Roland Streule held a speech about the difference between a good and a successful design. Using examples from his own company (Swatch Group, Rado), he showed that a design can win pretentious prizes, but that that does not guarantee a successful sale. Streule: ‘Success depends on trade – the product must be saleable – and on the consumer. In addition, design, materials and technology of a product have to be in the right balance with each other.’
Paul Iske pleaded strongly for collaboration: connecting worlds and connecting people. He defines innovation as an added value that results from applying knowledge in areas unfamiliar with the phenomenon. According to Iske innovation can only occur under certain conditions, with diversity as a key precondition.
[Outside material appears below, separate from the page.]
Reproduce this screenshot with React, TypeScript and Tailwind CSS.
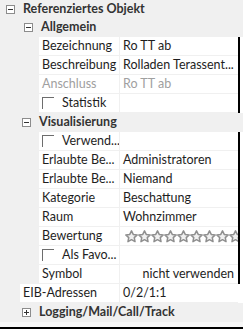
import React from 'react'

const font = { fontFamily: 'Lato, "Open Sans", sans-serif' }

const Toggle = ({ open }: { open: boolean }) => (
  <svg width="9" height="9" viewBox="0 0 9 9" className="shrink-0">
    <rect x="0.5" y="0.5" width="8" height="8" fill="#fff" stroke="#8c8c8c" />
    <path d="M2 4.5h5" stroke="#333" />
    {!open && <path d="M4.5 2v5" stroke="#333" />}
  </svg>
)

const Check = () => (
  <div className="h-[12px] w-[12px] shrink-0 border-l border-t border-[#6d6d6d] bg-white" />
)

const Star = () => (
  <svg width="13" height="13" viewBox="0 0 24 24" className="shrink-0">
    <path
      d="M12 1.5l3.2 6.7 7.3.9-5.4 5 1.4 7.3L12 17.8l-6.5 3.6 1.4-7.3-5.4-5 7.3-.9z"
      fill="#f0f0f0"
      stroke="#8f8f8f"
      strokeWidth="2.8"
      strokeLinejoin="round"
    />
  </svg>
)

const Header = ({ indent, label, open = true, h = 'h-[19px]' }: { indent: number; label: string; open?: boolean; h?: string }) => (
  <div className={`flex ${h} items-center bg-[#f0f0f0]`} style={{ paddingLeft: indent }}>
    <Toggle open={open} />
    <span className="pl-[8px] text-[12.5px] font-bold text-[#333]">{label}</span>
  </div>
)

type RowProps = {
  indent?: number
  label: React.ReactNode
  value?: React.ReactNode
  disabled?: boolean
  edge?: boolean
}

const Row = ({ indent = 40, label, value, disabled, edge = true }: RowProps) => (
  <div className="flex h-[19px] bg-[#f0f0f0]">
    <div className="shrink-0" style={{ width: indent - 1 }} />
    <div
      className={`flex flex-1 items-center overflow-hidden whitespace-nowrap border-b border-r border-[#f0f0f0] bg-white pl-[3px] text-[12.5px] ${
        disabled ? 'text-[#a0a0a0]' : 'text-[#1e1e1e]'
      }`}
    >
      {label}
    </div>
    <div
      className={`flex w-[118px] shrink-0 items-center overflow-hidden whitespace-nowrap border-b border-[#f0f0f0] bg-white pl-[3px] text-[12.5px] ${
        disabled ? 'text-[#a0a0a0]' : 'text-[#1e1e1e]'
      }`}
    >
      {value}
    </div>
    <div className={`w-[2px] shrink-0 ${edge ? 'bg-black' : 'bg-white'}`} />
    <div className="w-[3px] shrink-0 bg-white" />
  </div>
)

const CheckLabel = ({ text }: { text: string }) => (
  <span className="flex items-center gap-[8px]">
    <Check />
    {text}
  </span>
)

export default function App() {
  return (
    <div className="h-[330px] w-[243px] overflow-hidden bg-white" style={font}>
      <div className="flex flex-col">
        <Header indent={6} label="Referenziertes Objekt" h="h-[18px]" />
        <Header indent={24} label="Allgemein" />
        <Row label="Bezeichnung" value="Ro TT ab" />
        <Row label="Beschreibung" value="Rolladen Terassent..." />
        <Row label="Anschluss" value="Ro TT ab" disabled />
        <Row label={<CheckLabel text="Statistik" />} />
        <Header indent={22} label="Visualisierung" />
        <Row label={<CheckLabel text="Verwend..." />} />
        <Row label="Erlaubte Be..." value="Administratoren" />
        <Row label="Erlaubte Be..." value="Niemand" />
        <Row label="Kategorie" value="Beschattung" />
        <Row label="Raum" value="Wohnzimmer" />
        <Row
          label="Bewertung"
          value={
            <span className="flex pl-[2px]">
              {Array.from({ length: 10 }).map((_, i) => (
                <Star key={i} />
              ))}
            </span>
          }
        />
        <Row label={<CheckLabel text="Als Favo..." />} />
        <Row label="Symbol" value={<span className="w-full pr-[4px] text-right">nicht verwenden</span>} />
        <Row indent={21} label="EIB-Adressen" value="0/2/1:1" edge={false} />
        <Header indent={22} label="Logging/Mail/Call/Track" open={false} />
      </div>
      <div className="h-[5px] bg-[#f7f7f7]" />
      <div className="h-[2px] bg-black" />
    </div>
  )
}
Because it is diversity that generates the dialogue. It is about asking questions, understanding and respect, and all parties need to work on that. Iske introduces the ‘creativity index’: the number of questions that you ask each day, multiplied by the times you laugh. With this, he illustrates that interest in and respect for others determines a culture in which innovation is possible.
‘Design strategies determine the future of the industry,’ claims Stefan Pannenbecker. ‘And vision is the context in which design can act. It is all about what design can do for society and humanity. It is not just about creating new products, but about creating culturally relevant products. Service design is the future. And for that you need to study human behavior, to see how you can add something to the welfare. Pannenbecker: ‘Designers are editors.’
The last keynote speaker, Cees van Dok, shares the vision of Pannenbecker that design can change companies. He sees designers as the drivers of change. Van Dok: ‘Frog design works from knowledge, technology, inspiration and impact with companies to develop and to market meaningful products, services and experiences. The primary focus is not on the users. Their behavior is being mapped, but the focus is not on their needs. You need to think for them, not ask them what they want. If mister Ford had done that we would have had faster horses now instead of cars. No, you have to zoom out and choose a new perspective. Improvement requires a change in mentality.’ He instances the traditional structure of businesses in departments that operate independently. ‘You have to start introducing a certain overlap. That will give cooperation a boost and everyone will be part of the dialogue.’
Although the lectures were very diverse, the speakers all agreed on one thing: the need for cooperation. Cooperation with industry, cooperation with other design disciplines, with researchers and technologists. Actually, with as many disciplines as possible. Because innovation is based on vision and vision is best developed in a multidisciplinary environment.
The conclusions of the keynote speakers all came down to one message:
Work from a vision, give meaning to design. Be modest, be cooperative. Collaborate. Respect others and try to understand them.
Only through cooperation is design able to create transformation and innovation in business and society.
The organizers of the seminar were very pleased with the outcome of the day and considered expanding the format in the future. World Design Forum on Health, on Mobility, on City Life, … on Design.